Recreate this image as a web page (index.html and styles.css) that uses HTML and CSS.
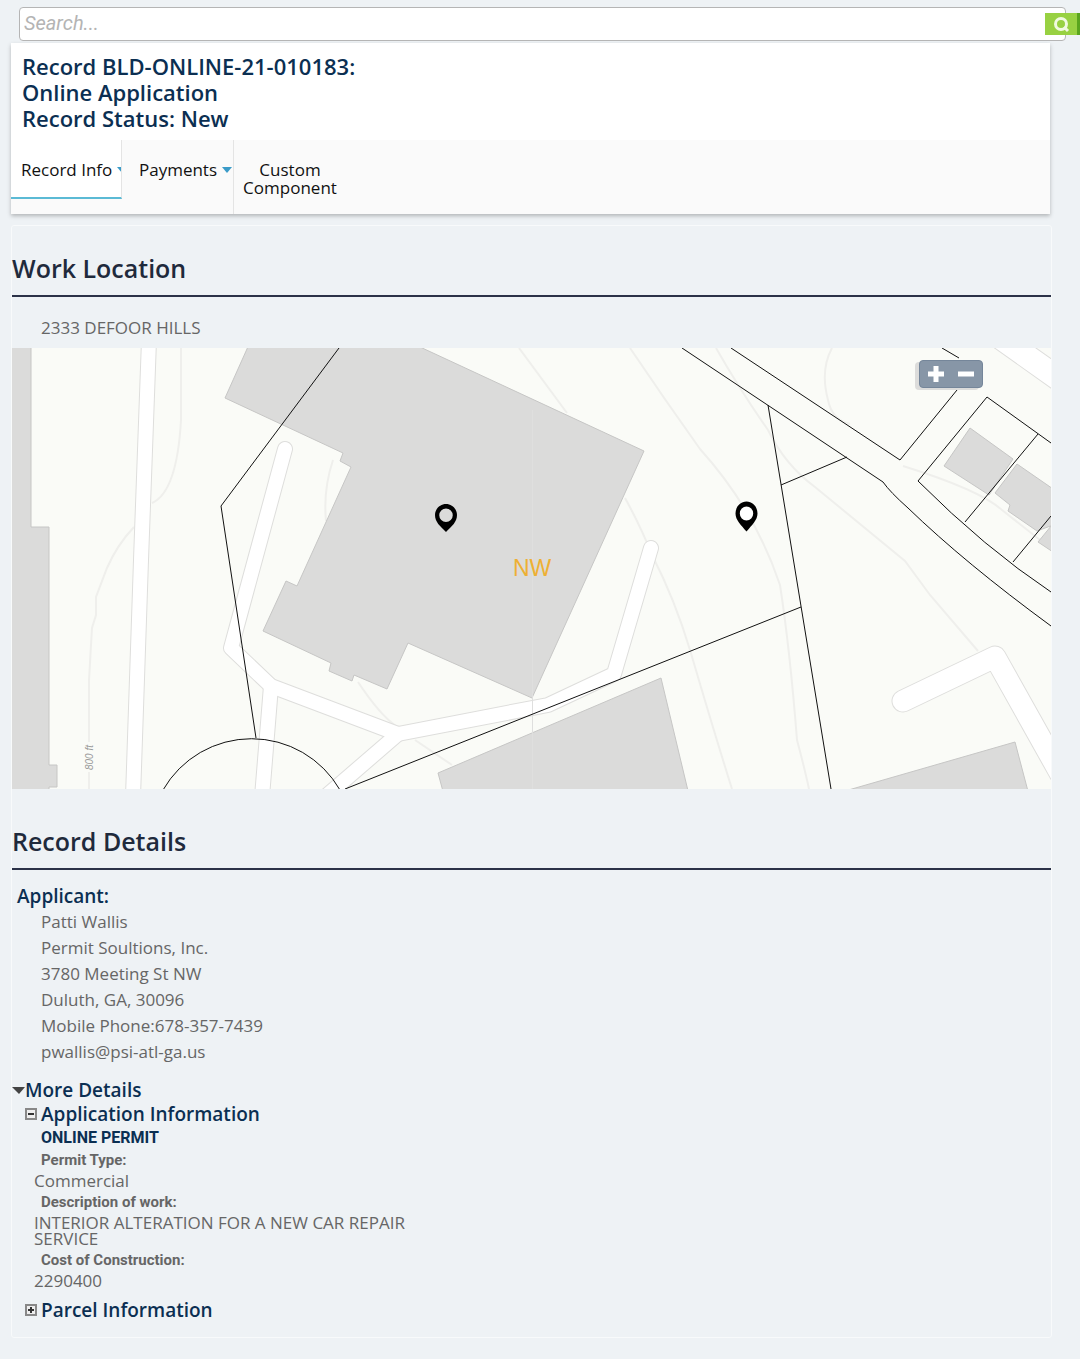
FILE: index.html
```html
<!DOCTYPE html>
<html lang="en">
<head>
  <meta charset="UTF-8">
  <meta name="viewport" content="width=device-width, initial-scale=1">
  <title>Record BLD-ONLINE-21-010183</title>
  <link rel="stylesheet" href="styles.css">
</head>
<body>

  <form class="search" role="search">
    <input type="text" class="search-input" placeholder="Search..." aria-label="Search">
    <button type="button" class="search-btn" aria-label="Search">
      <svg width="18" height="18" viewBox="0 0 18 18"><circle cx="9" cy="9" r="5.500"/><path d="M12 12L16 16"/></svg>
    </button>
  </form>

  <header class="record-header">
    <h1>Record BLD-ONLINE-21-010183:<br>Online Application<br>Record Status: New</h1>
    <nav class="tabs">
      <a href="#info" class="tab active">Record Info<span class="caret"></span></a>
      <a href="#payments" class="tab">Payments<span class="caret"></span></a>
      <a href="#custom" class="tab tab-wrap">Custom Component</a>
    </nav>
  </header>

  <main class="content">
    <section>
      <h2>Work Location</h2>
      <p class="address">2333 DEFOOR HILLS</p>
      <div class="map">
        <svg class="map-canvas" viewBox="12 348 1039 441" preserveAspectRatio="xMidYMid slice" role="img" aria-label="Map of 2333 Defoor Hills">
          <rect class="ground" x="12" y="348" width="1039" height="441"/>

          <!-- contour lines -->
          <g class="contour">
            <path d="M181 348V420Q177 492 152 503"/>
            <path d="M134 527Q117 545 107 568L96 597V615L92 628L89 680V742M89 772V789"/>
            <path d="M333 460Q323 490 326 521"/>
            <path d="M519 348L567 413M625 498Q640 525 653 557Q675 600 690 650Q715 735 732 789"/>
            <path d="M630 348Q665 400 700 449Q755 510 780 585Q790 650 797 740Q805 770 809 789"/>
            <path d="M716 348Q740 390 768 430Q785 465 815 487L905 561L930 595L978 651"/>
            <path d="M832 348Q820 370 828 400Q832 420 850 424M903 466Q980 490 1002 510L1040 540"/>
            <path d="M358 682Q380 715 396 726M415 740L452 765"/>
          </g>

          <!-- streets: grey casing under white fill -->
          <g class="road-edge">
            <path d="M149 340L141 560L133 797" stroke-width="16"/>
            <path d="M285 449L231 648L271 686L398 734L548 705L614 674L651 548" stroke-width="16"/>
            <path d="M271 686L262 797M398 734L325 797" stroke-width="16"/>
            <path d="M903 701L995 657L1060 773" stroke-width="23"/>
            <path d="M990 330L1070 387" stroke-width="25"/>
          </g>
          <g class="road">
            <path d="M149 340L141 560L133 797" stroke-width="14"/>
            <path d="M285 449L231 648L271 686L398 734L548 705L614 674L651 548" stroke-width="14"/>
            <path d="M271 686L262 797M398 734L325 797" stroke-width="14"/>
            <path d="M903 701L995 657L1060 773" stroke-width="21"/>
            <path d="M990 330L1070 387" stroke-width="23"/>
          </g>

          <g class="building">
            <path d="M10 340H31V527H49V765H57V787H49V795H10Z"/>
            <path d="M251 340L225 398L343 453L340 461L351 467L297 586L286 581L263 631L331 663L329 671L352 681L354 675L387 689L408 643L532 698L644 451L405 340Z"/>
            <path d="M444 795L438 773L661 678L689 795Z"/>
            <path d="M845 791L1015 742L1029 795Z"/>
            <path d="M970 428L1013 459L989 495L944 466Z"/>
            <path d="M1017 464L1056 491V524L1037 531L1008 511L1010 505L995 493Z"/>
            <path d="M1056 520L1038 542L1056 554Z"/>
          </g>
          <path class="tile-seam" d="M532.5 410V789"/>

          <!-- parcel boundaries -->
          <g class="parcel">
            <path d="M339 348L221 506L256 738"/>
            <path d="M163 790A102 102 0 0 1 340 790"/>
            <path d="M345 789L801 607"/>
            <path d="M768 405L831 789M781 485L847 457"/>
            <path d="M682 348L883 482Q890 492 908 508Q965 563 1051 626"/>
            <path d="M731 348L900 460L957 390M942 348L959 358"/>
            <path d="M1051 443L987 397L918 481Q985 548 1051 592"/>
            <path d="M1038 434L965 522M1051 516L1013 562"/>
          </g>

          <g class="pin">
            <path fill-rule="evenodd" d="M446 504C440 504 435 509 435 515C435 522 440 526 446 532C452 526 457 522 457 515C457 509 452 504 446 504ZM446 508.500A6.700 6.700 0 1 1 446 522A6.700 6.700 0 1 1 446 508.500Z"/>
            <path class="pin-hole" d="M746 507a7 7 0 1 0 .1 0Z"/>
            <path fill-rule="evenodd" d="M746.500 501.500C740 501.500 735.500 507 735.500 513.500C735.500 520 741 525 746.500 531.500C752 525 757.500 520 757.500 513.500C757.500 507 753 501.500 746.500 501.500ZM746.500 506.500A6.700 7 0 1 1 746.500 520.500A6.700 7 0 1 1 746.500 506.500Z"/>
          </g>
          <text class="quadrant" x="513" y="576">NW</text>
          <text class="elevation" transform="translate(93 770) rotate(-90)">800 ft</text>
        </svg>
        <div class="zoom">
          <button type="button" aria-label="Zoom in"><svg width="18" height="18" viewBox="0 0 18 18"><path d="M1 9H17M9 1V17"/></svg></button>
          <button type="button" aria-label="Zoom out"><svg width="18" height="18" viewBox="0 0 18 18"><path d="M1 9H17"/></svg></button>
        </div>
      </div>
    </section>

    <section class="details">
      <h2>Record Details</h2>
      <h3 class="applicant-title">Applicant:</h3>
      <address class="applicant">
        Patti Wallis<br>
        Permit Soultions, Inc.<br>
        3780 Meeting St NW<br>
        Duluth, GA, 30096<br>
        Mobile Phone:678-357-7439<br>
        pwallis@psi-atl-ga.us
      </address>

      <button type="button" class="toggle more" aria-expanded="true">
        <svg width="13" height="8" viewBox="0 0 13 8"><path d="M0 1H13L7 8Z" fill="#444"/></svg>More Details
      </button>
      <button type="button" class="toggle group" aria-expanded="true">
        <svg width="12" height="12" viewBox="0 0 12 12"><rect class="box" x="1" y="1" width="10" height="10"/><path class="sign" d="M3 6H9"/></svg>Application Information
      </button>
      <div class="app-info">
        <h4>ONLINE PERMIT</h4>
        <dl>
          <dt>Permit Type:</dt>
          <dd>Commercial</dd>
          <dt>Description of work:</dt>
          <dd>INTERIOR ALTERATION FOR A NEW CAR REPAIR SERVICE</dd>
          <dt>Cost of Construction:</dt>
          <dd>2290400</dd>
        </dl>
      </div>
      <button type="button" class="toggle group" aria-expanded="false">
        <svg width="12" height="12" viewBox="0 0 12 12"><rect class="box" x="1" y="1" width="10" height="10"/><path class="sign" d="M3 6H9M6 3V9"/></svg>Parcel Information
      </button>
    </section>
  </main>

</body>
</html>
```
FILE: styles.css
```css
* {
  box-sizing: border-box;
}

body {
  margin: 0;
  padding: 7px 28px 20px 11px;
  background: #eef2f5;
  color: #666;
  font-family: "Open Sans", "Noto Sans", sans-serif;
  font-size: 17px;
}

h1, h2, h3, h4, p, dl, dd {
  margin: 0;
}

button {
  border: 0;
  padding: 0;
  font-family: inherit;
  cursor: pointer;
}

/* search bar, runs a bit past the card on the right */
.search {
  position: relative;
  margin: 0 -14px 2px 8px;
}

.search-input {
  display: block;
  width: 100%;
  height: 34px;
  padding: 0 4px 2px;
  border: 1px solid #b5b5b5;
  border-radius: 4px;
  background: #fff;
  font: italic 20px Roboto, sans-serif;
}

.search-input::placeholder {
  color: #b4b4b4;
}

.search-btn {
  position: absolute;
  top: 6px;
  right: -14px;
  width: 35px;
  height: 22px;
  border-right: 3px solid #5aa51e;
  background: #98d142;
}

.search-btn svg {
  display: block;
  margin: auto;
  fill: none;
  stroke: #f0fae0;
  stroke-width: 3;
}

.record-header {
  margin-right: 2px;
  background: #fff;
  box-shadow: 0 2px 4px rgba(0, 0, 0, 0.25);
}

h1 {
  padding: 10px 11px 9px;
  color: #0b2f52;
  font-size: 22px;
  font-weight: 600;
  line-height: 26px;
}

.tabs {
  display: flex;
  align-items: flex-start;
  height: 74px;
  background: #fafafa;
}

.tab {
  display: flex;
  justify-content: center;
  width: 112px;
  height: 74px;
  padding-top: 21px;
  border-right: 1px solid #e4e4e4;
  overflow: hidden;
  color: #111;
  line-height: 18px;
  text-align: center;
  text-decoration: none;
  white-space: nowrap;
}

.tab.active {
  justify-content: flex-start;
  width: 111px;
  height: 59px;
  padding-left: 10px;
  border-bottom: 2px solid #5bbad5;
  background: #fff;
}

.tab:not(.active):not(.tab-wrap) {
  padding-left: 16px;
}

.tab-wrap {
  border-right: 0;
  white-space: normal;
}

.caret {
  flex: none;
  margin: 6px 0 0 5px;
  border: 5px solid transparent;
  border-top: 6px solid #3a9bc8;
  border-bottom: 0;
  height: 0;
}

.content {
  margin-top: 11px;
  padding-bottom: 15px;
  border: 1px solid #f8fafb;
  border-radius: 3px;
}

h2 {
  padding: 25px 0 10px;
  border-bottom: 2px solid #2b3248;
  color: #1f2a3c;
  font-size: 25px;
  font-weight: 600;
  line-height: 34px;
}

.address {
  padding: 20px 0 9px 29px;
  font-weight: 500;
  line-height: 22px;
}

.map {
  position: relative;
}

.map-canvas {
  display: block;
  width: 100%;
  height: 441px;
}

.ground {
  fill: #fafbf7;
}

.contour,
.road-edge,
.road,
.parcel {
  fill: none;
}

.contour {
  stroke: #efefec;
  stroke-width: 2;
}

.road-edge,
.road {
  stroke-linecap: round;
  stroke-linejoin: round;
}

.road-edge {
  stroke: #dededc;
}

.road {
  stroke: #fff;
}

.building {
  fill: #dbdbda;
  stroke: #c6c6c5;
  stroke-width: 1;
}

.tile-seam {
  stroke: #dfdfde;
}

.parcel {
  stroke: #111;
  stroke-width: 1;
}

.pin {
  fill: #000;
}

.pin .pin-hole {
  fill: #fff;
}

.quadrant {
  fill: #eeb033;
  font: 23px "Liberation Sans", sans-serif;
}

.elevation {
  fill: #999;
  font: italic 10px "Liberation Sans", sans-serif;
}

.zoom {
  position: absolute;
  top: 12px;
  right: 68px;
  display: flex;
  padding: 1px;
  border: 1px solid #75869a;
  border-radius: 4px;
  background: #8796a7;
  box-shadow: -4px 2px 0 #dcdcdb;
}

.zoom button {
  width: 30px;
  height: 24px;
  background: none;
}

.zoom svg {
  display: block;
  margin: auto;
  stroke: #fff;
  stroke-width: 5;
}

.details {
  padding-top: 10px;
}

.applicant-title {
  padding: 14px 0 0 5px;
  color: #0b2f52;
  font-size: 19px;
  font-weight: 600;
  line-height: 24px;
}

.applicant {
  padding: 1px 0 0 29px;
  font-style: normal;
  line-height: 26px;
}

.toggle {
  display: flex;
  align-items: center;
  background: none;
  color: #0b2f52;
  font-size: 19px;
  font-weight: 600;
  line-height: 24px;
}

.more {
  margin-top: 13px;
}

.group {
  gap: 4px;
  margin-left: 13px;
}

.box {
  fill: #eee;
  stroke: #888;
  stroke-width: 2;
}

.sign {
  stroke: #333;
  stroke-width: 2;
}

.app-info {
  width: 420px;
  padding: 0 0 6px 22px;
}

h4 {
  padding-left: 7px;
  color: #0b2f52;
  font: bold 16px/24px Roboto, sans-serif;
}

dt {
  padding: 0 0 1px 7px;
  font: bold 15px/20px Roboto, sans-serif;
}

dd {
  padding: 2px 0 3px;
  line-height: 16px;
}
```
◇ ◇ ◇
Instructions to follow: Find the count of lines in the data above where the string "styles" occurs. Provide that number alone.

Response to the task: 3